Please transcribe the data that follows without the pictures, keeping every word the same.

──────── SOURCE DATA

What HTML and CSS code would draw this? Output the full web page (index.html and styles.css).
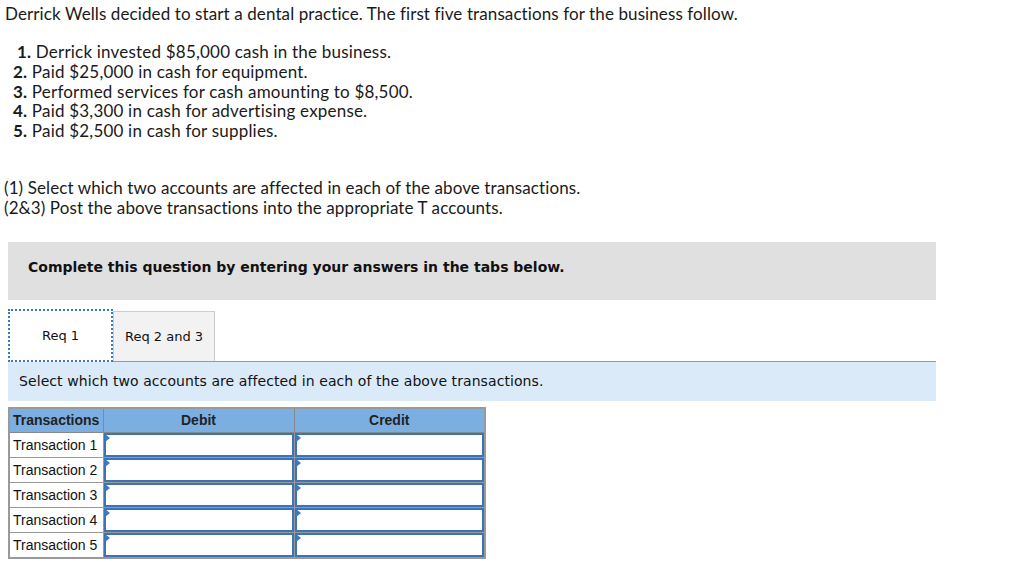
FILE: index.html
```html
<!DOCTYPE html>
<html>
<head>
<meta charset="utf-8">
<link rel="stylesheet" href="styles.css">
</head>
<body>
<div class="page">
  <p class="intro">Derrick Wells decided to start a dental practice. The first five transactions for the business follow.</p>
  <ol class="steps">
    <li><b>1.</b> Derrick invested $85,000 cash in the business.</li>
    <li><b>2.</b> Paid $25,000 in cash for equipment.</li>
    <li><b>3.</b> Performed services for cash amounting to $8,500.</li>
    <li><b>4.</b> Paid $3,300 in cash for advertising expense.</li>
    <li><b>5.</b> Paid $2,500 in cash for supplies.</li>
  </ol>
  <p class="req">(1) Select which two accounts are affected in each of the above transactions.<br>(2&amp;3) Post the above transactions into the appropriate T accounts.</p>

  <div class="banner">Complete this question by entering your answers in the tabs below.</div>

  <div class="tabs">
    <div class="tab active">Req 1</div>
    <div class="tab">Req 2 and 3</div>
  </div>
  <div class="panel">Select which two accounts are affected in each of the above transactions.</div>

  <table class="grid">
    <colgroup><col class="w1"><col class="w2"><col class="w3"></colgroup>
    <thead>
      <tr><th class="c1">Transactions</th><th>Debit</th><th>Credit</th></tr>
    </thead>
    <tbody>
      <tr><td class="lbl">Transaction 1</td><td class="inp"><div class="box"></div></td><td class="inp"><div class="box"></div></td></tr>
      <tr><td class="lbl">Transaction 2</td><td class="inp"><div class="box"></div></td><td class="inp"><div class="box"></div></td></tr>
      <tr><td class="lbl">Transaction 3</td><td class="inp"><div class="box"></div></td><td class="inp"><div class="box"></div></td></tr>
      <tr><td class="lbl">Transaction 4</td><td class="inp"><div class="box"></div></td><td class="inp"><div class="box"></div></td></tr>
      <tr><td class="lbl">Transaction 5</td><td class="inp"><div class="box"></div></td><td class="inp"><div class="box"></div></td></tr>
    </tbody>
  </table>
</div>
</body>
</html>
```
FILE: styles.css
```css
html, body { margin: 0; padding: 0; background: #fff; }
.page { color: #1a1a1a; }
.intro, .steps, .req {
  font-family: "Lato", "Open Sans", sans-serif; font-size: 17px; letter-spacing: 0.1px;
}
.intro { margin: 0; padding: 4px 0 0 5px; line-height: 19px; }
.steps { list-style: none; margin: 0; padding: 19px 0 0 13px; line-height: 19.75px; letter-spacing: 0.2px; }
.steps li b { font-weight: 700; }
.steps li:first-child b { margin-left: 4px; }
.req { margin: 0; padding: 37px 0 0 4px; line-height: 20px; }
.banner {
  margin: 24px 0 0 8px; width: 908px; height: 58px; padding-left: 20px;
  background: #e0e0e0;
  font-family: "DejaVu Sans", Verdana, sans-serif; font-weight: 700; font-size: 14px;
  line-height: 50px; color: #111;
}
.tabs { display: flex; margin: 8px 0 0 8px; height: 53px; align-items: flex-end; }
.tab {
  font-family: "DejaVu Sans", Verdana, sans-serif; font-size: 13px; color: #111;
  display: flex; align-items: center; justify-content: center;
  box-sizing: border-box;
}
.tab.active {
  width: 105px; height: 53px; background: #fff;
  border: 2px dotted #3a78c4; position: relative; z-index: 1; margin-bottom: -1px;
}
.tab:not(.active) {
  width: 102px; height: 50px; background: #f2f2f2;
  border: 1px solid #ccc; border-bottom: none;
}
.panel {
  margin-left: 8px; width: 917px; height: 39px; padding-left: 11px;
  background: #dbeaf8; border-top: 1px solid #999;
  font-family: "DejaVu Sans", Verdana, sans-serif; font-size: 14px; line-height: 39px; color: #111;
  letter-spacing: 0.08px;
}
.grid {
  margin: 6px 0 0 8px; border-collapse: collapse; table-layout: fixed; width: 477px;
  font-family: "Liberation Sans", Arial, sans-serif; font-size: 14px; color: #111;
  border: 2px solid #999;
}
.w1 { width: 94px; }
.w2, .w3 { width: 191px; }
.grid th {
  background: #7bafe1; height: 23px; padding: 0; border: 1px solid #888;
  font-weight: 700; text-align: center; color: #222;
}
.grid th.c1 { text-align: left; padding-left: 3px; }
.grid td { border: 1px solid #999; padding: 0; height: 24px; }
.grid td.lbl { padding-left: 3px; white-space: nowrap; }
.grid td.inp { padding: 0; }
.box {
  height: 20px; border: 2px solid #3e72b8; background: #fff; position: relative;
}
.box::before {
  content: ""; position: absolute; left: -1px; top: -1px;
  border-left: 5px solid #3a78c4; border-top: 4px solid transparent; border-bottom: 4px solid transparent;
}
```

────────────────

**SOLUTION TO THIS TASK**
What HTML and CSS code would draw this? Output the full web page (index.html and styles.css).
FILE: index.html
```html
<!DOCTYPE html>
<html>
<head>
<meta charset="utf-8">
<link rel="stylesheet" href="styles.css">
</head>
<body>
<div class="page">
  <p class="intro">Derrick Wells decided to start a dental practice. The first five transactions for the business follow.</p>
  <ol class="steps">
    <li><b>1.</b> Derrick invested $85,000 cash in the business.</li>
    <li><b>2.</b> Paid $25,000 in cash for equipment.</li>
    <li><b>3.</b> Performed services for cash amounting to $8,500.</li>
    <li><b>4.</b> Paid $3,300 in cash for advertising expense.</li>
    <li><b>5.</b> Paid $2,500 in cash for supplies.</li>
  </ol>
  <p class="req">(1) Select which two accounts are affected in each of the above transactions.<br>(2&amp;3) Post the above transactions into the appropriate T accounts.</p>

  <div class="banner">Complete this question by entering your answers in the tabs below.</div>

  <div class="tabs">
    <div class="tab active">Req 1</div>
    <div class="tab">Req 2 and 3</div>
  </div>
  <div class="panel">Select which two accounts are affected in each of the above transactions.</div>

  <table class="grid">
    <colgroup><col class="w1"><col class="w2"><col class="w3"></colgroup>
    <thead>
      <tr><th class="c1">Transactions</th><th>Debit</th><th>Credit</th></tr>
    </thead>
    <tbody>
      <tr><td class="lbl">Transaction 1</td><td class="inp"><div class="box"></div></td><td class="inp"><div class="box"></div></td></tr>
      <tr><td class="lbl">Transaction 2</td><td class="inp"><div class="box"></div></td><td class="inp"><div class="box"></div></td></tr>
      <tr><td class="lbl">Transaction 3</td><td class="inp"><div class="box"></div></td><td class="inp"><div class="box"></div></td></tr>
      <tr><td class="lbl">Transaction 4</td><td class="inp"><div class="box"></div></td><td class="inp"><div class="box"></div></td></tr>
      <tr><td class="lbl">Transaction 5</td><td class="inp"><div class="box"></div></td><td class="inp"><div class="box"></div></td></tr>
    </tbody>
  </table>
</div>
</body>
</html>
```
FILE: styles.css
```css
html, body { margin: 0; padding: 0; background: #fff; }
.page { color: #1a1a1a; }
.intro, .steps, .req {
  font-family: "Lato", "Open Sans", sans-serif; font-size: 17px; letter-spacing: 0.1px;
}
.intro { margin: 0; padding: 4px 0 0 5px; line-height: 19px; }
.steps { list-style: none; margin: 0; padding: 19px 0 0 13px; line-height: 19.75px; letter-spacing: 0.2px; }
.steps li b { font-weight: 700; }
.steps li:first-child b { margin-left: 4px; }
.req { margin: 0; padding: 37px 0 0 4px; line-height: 20px; }
.banner {
  margin: 24px 0 0 8px; width: 908px; height: 58px; padding-left: 20px;
  background: #e0e0e0;
  font-family: "DejaVu Sans", Verdana, sans-serif; font-weight: 700; font-size: 14px;
  line-height: 50px; color: #111;
}
.tabs { display: flex; margin: 8px 0 0 8px; height: 53px; align-items: flex-end; }
.tab {
  font-family: "DejaVu Sans", Verdana, sans-serif; font-size: 13px; color: #111;
  display: flex; align-items: center; justify-content: center;
  box-sizing: border-box;
}
.tab.active {
  width: 105px; height: 53px; background: #fff;
  border: 2px dotted #3a78c4; position: relative; z-index: 1; margin-bottom: -1px;
}
.tab:not(.active) {
  width: 102px; height: 50px; background: #f2f2f2;
  border: 1px solid #ccc; border-bottom: none;
}
.panel {
  margin-left: 8px; width: 917px; height: 39px; padding-left: 11px;
  background: #dbeaf8; border-top: 1px solid #999;
  font-family: "DejaVu Sans", Verdana, sans-serif; font-size: 14px; line-height: 39px; color: #111;
  letter-spacing: 0.08px;
}
.grid {
  margin: 6px 0 0 8px; border-collapse: collapse; table-layout: fixed; width: 477px;
  font-family: "Liberation Sans", Arial, sans-serif; font-size: 14px; color: #111;
  border: 2px solid #999;
}
.w1 { width: 94px; }
.w2, .w3 { width: 191px; }
.grid th {
  background: #7bafe1; height: 23px; padding: 0; border: 1px solid #888;
  font-weight: 700; text-align: center; color: #222;
}
.grid th.c1 { text-align: left; padding-left: 3px; }
.grid td { border: 1px solid #999; padding: 0; height: 24px; }
.grid td.lbl { padding-left: 3px; white-space: nowrap; }
.grid td.inp { padding: 0; }
.box {
  height: 20px; border: 2px solid #3e72b8; background: #fff; position: relative;
}
.box::before {
  content: ""; position: absolute; left: -1px; top: -1px;
  border-left: 5px solid #3a78c4; border-top: 4px solid transparent; border-bottom: 4px solid transparent;
}
```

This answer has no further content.